The camp site of June 14 was on Elk Creek, one-fourth of a mile west of the junction of U.S. 101 and the Elk Valley road. Exactly one month later, while eating breakfast the morning of July 14, 1828, Jedidiah's party was attacked by at least one hundred Native American Indians. Everyone in the party except for Jedidiah and two companions died in the ambush. They escaped and headed directly to Fort Vancouver.
Shipwrecks near Fort Dick and Crescent City
The coastal waters near Crescent City and north are notoriously treacherous. Over the years, there have been many ships that sunk in the ocean close to Fort Dick and Crescent City.
- 1850 - Paragon sunk
- 1851 - Tarquin
- 1855 - Steamer America burned in the harbor at Crescent City en route to Oregon and Washington
- 1865 - The Steamer Brother Jonathan hit an uncharted reef near Point George.
- 1941 - SS Emidio, an oil tanker, was shelled and torpedoed by a Japanese submarine. This was the first ship sunk by the Japanese off the American Pacific coast in World War II.
Fort Dick Road (1862)
A civil war era letter indicates the existence of several roads heading to Crescent City; however, there is specific mention of a "Fort Dicks Road"[where?]. The Union Quartermaster Swasey, who had written the letter, suggested it as the preferred path to travel north. Apparently, other roads existed at the time but were fraught with peril during times when the rivers were high.
Fort Dick during the Civil War
Perhaps it is best noted that the area now known as Fort Dick was once used by indigenous peoples of the region in the normal way they used any land.
Due to continuous unrest between the white settlers and the Native Americans, the military was eventually called in, at the bequest of the Department of Indian Affairs, in 1862 to establish a military presence on the site known as Fort Dick in 1862. The letters written during the Civil War were compiled and published in the 1890s by the Secretary of War.
While the civil war raged in the eastern United States, there was a very active military presence of Union Soldiers building and summarily dismantling rough military outputs, camps, and forts that dotted northern California.

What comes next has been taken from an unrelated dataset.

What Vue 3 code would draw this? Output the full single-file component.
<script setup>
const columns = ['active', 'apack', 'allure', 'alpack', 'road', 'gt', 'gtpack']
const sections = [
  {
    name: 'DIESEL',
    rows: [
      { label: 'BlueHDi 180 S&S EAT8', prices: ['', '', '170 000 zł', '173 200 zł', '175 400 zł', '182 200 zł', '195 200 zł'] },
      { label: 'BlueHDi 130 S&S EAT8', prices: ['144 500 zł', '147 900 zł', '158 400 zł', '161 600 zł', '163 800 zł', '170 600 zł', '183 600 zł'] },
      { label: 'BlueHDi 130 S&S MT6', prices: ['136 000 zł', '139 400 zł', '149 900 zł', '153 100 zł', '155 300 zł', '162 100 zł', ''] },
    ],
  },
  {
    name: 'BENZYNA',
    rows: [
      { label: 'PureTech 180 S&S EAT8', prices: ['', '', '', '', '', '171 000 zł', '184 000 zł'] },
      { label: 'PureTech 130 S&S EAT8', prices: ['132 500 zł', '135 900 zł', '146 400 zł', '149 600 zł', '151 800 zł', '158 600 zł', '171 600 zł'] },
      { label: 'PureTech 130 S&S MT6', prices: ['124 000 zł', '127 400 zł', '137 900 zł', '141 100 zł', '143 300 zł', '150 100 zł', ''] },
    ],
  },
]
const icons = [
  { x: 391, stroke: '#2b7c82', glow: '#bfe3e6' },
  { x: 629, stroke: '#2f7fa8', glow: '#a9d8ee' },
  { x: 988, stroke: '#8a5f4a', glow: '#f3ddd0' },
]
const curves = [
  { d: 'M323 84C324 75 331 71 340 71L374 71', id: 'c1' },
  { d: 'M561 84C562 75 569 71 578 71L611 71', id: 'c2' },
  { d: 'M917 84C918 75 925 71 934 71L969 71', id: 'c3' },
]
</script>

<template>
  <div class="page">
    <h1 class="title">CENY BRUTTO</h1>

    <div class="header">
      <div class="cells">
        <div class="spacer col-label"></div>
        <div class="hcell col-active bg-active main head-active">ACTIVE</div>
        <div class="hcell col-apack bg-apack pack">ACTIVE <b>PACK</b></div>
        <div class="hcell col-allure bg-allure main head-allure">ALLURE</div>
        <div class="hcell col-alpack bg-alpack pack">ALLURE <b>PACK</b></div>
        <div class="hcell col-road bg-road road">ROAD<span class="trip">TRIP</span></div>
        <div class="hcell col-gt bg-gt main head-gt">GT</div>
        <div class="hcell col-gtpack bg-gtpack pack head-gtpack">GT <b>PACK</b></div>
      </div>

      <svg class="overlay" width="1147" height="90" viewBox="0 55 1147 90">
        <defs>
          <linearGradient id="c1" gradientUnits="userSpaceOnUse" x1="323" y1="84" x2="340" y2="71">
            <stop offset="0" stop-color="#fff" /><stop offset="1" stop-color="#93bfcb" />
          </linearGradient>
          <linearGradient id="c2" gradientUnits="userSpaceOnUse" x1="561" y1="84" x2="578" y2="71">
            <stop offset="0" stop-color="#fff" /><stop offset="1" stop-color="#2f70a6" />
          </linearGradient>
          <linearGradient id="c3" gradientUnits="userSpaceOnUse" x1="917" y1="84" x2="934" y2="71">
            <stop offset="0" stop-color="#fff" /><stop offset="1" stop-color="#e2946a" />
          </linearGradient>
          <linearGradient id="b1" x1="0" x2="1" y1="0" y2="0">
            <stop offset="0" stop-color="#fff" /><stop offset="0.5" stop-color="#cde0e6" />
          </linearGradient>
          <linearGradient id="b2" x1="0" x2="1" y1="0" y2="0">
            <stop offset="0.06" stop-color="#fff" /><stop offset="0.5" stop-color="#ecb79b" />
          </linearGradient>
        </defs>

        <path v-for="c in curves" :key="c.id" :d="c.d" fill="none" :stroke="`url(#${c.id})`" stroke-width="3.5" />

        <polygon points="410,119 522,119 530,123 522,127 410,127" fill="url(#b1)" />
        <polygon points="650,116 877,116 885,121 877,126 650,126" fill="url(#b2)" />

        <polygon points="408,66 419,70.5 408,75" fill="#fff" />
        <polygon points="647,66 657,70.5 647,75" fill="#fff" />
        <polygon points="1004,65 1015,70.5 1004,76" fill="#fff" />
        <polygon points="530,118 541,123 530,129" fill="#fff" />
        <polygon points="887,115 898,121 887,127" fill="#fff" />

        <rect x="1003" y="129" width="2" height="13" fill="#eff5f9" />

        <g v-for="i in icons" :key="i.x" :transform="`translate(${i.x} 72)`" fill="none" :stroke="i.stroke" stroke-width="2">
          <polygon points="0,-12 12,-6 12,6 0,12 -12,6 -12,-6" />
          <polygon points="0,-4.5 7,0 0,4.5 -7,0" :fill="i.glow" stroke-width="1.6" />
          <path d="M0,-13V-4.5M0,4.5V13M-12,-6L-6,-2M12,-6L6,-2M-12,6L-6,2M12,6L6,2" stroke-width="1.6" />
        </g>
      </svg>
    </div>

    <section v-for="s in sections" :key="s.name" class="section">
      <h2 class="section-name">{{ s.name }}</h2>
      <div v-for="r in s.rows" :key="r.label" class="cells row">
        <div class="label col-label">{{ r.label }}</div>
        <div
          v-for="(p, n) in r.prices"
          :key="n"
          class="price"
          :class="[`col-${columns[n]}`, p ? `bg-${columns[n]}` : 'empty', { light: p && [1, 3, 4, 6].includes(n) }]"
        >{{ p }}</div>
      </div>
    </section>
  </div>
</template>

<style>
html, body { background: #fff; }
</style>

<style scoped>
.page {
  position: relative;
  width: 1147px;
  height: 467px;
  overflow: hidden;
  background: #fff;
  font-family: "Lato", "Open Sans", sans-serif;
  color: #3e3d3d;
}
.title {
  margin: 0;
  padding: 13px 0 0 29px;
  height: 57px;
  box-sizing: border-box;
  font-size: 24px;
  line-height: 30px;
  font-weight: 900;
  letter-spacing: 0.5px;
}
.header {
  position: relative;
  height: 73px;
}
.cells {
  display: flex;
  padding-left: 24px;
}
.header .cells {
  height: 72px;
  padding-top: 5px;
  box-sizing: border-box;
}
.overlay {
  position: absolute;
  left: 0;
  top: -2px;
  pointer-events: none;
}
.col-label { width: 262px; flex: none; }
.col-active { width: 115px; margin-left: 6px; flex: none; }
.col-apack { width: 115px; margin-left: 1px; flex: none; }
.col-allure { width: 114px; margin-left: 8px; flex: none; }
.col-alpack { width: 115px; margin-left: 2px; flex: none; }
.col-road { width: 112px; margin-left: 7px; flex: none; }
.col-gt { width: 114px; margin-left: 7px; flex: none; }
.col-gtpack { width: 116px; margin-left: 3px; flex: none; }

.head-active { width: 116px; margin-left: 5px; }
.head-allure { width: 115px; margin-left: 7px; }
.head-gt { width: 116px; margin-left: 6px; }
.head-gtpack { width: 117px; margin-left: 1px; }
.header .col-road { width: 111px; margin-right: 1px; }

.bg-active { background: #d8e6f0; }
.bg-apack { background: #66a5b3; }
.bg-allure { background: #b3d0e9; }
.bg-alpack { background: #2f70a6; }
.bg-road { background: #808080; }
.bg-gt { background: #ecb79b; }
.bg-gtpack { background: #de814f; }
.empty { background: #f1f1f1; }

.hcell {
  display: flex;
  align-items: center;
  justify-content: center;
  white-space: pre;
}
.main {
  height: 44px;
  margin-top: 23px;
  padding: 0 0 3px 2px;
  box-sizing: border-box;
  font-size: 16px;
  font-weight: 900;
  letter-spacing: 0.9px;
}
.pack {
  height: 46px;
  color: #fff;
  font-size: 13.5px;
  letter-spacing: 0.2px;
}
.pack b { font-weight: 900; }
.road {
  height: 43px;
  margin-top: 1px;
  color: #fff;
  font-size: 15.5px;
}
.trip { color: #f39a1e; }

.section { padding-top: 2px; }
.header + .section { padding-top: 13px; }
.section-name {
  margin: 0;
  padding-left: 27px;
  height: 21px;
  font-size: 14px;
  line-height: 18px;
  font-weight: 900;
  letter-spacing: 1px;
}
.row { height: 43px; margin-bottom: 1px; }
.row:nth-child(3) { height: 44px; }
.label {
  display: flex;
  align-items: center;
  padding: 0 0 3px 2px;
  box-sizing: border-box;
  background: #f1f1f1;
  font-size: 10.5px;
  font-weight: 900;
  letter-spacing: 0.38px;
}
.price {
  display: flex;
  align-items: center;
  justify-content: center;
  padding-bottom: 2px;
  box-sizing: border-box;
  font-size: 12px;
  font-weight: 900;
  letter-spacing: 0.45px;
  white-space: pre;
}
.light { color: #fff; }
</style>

It is in this context that there was an order sent out to establish a military settlement to keep peace between the settlers at Crescent City and the Native American populations in a reservation near the city.
Native American claim to Fort Dick
Long before the lure of gold, the age of the "Mountain Man", and fur trapping in the west, the vast miles of forest surrounding the unincorporated city of Fort Dick were once roamed by many tribes of indigenous peoples. Their first contact with non indigenous peoples would have been either Spanish or Mexican explorers as late as the 18th century. Several important events brought western peoples into the land of the indigenous peoples who inhabited the hundreds of square miles of forest surrounding Fort Dick.
Two nations that are currently the closest are the Tolowa and the Yurok Nations. The federal government forced the large band of Yurok peoples onto a reservation they formed in 1855.
This region experiences warm (but not hot) and dry summers, with no average monthly temperatures above 71.6 °F. According to the Köppen Climate Classification system, Fort Dick has a warm-summer Mediterranean climate, abbreviated "Csb" on climate maps.